[Listing]:

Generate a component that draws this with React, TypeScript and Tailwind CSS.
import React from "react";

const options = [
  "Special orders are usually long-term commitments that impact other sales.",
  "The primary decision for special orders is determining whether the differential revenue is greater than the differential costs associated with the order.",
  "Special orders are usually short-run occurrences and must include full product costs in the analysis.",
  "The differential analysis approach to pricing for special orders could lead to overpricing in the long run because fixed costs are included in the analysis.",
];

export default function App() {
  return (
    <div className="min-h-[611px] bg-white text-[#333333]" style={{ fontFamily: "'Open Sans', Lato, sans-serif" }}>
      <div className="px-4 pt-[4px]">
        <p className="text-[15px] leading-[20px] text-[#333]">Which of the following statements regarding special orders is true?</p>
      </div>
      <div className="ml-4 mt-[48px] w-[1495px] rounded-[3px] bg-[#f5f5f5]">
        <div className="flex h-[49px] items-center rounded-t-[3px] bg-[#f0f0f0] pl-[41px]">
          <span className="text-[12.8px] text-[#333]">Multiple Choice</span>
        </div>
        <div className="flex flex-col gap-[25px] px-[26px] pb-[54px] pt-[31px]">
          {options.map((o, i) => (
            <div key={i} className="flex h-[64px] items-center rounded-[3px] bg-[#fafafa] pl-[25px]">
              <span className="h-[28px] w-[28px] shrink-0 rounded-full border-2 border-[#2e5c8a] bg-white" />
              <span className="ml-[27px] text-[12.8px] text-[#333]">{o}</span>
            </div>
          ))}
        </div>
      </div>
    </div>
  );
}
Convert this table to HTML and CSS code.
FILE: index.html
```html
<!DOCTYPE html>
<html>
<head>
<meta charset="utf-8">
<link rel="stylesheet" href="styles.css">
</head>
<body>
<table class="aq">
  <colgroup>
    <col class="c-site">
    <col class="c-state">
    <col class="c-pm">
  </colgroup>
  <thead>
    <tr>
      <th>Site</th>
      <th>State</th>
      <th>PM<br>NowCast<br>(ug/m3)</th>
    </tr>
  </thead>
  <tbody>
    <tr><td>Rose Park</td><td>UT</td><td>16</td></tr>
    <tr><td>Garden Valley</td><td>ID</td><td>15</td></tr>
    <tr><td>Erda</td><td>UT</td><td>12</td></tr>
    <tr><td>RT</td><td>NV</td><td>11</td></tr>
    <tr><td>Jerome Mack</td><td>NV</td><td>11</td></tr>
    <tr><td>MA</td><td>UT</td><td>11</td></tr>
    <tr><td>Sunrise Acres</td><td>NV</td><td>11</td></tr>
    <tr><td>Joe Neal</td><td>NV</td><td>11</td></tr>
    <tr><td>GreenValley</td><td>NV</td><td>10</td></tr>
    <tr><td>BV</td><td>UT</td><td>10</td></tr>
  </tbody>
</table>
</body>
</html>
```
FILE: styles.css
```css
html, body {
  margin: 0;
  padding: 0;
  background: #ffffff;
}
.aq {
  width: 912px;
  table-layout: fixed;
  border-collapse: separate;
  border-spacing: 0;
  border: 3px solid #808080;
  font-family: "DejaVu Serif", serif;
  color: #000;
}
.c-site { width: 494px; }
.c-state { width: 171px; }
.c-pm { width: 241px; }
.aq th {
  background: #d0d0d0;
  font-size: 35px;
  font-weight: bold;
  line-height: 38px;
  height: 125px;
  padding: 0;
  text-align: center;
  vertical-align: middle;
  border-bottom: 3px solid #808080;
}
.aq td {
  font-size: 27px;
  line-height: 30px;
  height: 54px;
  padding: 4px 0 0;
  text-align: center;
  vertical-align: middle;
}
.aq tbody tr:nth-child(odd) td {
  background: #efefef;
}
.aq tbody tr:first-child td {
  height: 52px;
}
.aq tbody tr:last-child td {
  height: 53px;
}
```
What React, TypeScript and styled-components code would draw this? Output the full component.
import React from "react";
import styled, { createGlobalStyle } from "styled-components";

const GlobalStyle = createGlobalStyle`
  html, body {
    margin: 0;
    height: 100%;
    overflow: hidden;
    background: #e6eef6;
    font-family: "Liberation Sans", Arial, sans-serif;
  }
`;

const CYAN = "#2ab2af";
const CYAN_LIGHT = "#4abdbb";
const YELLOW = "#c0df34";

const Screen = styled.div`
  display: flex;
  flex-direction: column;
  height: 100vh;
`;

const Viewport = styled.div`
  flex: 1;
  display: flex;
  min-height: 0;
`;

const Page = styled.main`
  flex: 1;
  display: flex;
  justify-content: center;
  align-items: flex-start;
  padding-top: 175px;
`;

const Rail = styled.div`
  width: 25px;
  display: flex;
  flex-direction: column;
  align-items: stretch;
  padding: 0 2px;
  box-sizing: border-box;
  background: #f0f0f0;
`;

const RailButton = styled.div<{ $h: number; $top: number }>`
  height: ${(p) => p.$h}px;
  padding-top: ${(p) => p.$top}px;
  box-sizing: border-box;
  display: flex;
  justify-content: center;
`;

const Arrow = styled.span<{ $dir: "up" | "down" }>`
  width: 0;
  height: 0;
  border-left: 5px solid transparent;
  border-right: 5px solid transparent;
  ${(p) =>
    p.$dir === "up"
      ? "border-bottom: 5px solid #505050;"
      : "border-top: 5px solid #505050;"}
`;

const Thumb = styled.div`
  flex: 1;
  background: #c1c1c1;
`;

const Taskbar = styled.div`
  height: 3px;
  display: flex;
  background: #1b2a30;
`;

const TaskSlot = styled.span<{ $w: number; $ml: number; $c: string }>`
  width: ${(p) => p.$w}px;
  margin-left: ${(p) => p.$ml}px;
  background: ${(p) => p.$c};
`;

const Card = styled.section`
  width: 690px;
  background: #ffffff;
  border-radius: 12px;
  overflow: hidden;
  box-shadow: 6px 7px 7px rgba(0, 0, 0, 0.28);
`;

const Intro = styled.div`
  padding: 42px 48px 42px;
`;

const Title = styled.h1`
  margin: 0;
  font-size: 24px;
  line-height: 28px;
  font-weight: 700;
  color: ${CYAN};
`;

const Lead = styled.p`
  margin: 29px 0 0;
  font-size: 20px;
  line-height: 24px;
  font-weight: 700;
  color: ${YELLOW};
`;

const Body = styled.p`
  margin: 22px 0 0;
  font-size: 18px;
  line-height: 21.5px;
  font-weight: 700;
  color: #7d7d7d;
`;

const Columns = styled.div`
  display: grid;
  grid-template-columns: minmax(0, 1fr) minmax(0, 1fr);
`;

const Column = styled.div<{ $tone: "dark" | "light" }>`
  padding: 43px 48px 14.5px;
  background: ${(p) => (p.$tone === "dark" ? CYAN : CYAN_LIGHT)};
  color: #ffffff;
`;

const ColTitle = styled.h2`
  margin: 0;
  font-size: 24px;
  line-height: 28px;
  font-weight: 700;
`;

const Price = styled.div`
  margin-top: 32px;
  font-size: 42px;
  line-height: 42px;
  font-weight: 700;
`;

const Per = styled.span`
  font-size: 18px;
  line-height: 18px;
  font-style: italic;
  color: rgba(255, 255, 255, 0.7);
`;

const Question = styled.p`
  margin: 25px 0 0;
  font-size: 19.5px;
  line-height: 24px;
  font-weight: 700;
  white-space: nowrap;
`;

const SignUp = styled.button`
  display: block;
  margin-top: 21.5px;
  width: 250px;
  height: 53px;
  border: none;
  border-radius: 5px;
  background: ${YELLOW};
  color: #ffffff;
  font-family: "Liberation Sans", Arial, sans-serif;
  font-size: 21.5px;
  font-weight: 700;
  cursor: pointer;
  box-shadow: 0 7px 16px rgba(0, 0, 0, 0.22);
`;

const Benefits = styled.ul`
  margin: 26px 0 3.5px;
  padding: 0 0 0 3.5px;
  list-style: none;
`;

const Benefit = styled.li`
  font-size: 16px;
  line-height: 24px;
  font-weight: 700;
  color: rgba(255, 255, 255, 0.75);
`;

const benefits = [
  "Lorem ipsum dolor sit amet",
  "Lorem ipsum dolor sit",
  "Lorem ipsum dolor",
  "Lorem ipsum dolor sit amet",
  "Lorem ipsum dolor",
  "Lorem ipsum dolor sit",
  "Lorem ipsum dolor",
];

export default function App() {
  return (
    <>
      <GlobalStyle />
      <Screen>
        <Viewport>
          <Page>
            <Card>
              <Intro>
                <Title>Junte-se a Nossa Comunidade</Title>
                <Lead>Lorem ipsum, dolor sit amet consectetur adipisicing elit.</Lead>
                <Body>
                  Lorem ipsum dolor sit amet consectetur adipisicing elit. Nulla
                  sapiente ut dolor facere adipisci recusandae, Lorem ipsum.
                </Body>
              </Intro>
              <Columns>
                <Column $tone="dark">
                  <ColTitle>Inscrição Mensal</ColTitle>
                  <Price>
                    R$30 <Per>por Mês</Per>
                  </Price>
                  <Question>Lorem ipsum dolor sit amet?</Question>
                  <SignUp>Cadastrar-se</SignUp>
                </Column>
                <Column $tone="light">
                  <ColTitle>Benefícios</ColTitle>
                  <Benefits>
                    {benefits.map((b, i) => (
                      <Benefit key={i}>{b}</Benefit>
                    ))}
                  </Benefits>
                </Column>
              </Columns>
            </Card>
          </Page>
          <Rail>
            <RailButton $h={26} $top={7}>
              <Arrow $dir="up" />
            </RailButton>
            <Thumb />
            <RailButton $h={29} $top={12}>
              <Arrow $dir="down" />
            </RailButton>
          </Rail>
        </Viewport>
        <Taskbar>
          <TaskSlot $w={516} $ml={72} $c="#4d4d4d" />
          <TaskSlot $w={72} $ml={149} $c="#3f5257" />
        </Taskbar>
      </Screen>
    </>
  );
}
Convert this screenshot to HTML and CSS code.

[Directive]: Count the lines of the material that include the word "code", then report only the total.

[Written solution]: 3